I sighed. "Well, no matter how many show up, we still owe them a good time, right?"

"Yep," Chris said, resigned.

We had appeared in public many times before. Had a regular little act we'd rehearsed. Plus, we'd been on television, radio, plus those all important autograph sessions. You never know what's going to happen at a book signing. Sometimes you get zip support from the store - no advertising, no notices in the newspaper. Nothing, except maybe a poster in the window. The store owners just pocket the publisher's ad and PR money and shrug their shoulders at you.

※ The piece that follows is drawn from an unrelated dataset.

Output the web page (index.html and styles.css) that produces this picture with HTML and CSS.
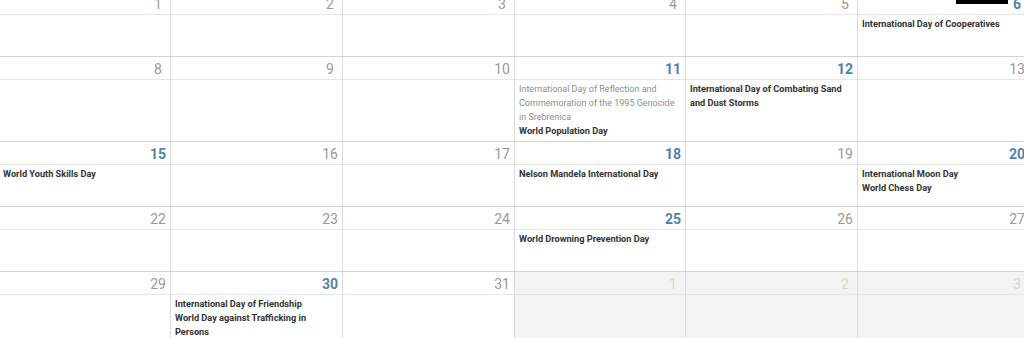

Chris and I had done signings where several hundred people showed up, arms loaded with books. And one where only a single person dropped by. For that event we'd driven for an hour an half. Even so, we gave that one solitary fan the full Bunch & Cole Magilla Gorilla. (Bit of Bunch & Cole Trivia: Chris' had named his loan-out corporation, Whatever The Gorilla Wants, Inc.)

Meanwhile, back at the empty speaking hall, we squared our shoulders and marched to the front. Mounted the dais, slid into seats behind the microphone stands, and poured glasses of water.

The sound of the pouring water echoed in the empty chamber.

Oh, Man!

We tapped our fingers. Played with pieces of paper with sweat-smeared notes on them. Sipped water. Cleared our throats. Looked at watches, many, many times. Then up at the meeting hall.

And still, the only people there were our loyal sweethearts, sitting way in the back by the big double doors. There was a large clock above them, numbered in the Roman style, big hand ticking toward the top of the hour.

Then, just as it reached the XII, there was a noise. Footsteps? A boom as the doors were thrown open and a few people entered the room.

We waved them forward - there's nothing more ridiculous than a audience of six scattered over several zillion empty chairs.

There was a sudden buzz of voices, and Chris sat up straight.

"Shit, Cole. Would you fucking look at that!"

"I am, I am," I said.

Totally out of it. God damned Stunned.

Because those few people were only the beginning of an outright onslaught of lovely human beings. Scores and scores of people swarmed through the doors. Most in costume and with painted faces, and among them there were even the by God smelly Druids.

Before we knew it the whole place was packed. Every one of the several hundred seats bore the weight of Wookies, and Hans Solos, and Spocks, and Aliens, and Witches and Warlocks.

A veritable invasion of otherworldly forces.

But now, instead of worrying about being ignored, we were suffering the beginnings of stage fright.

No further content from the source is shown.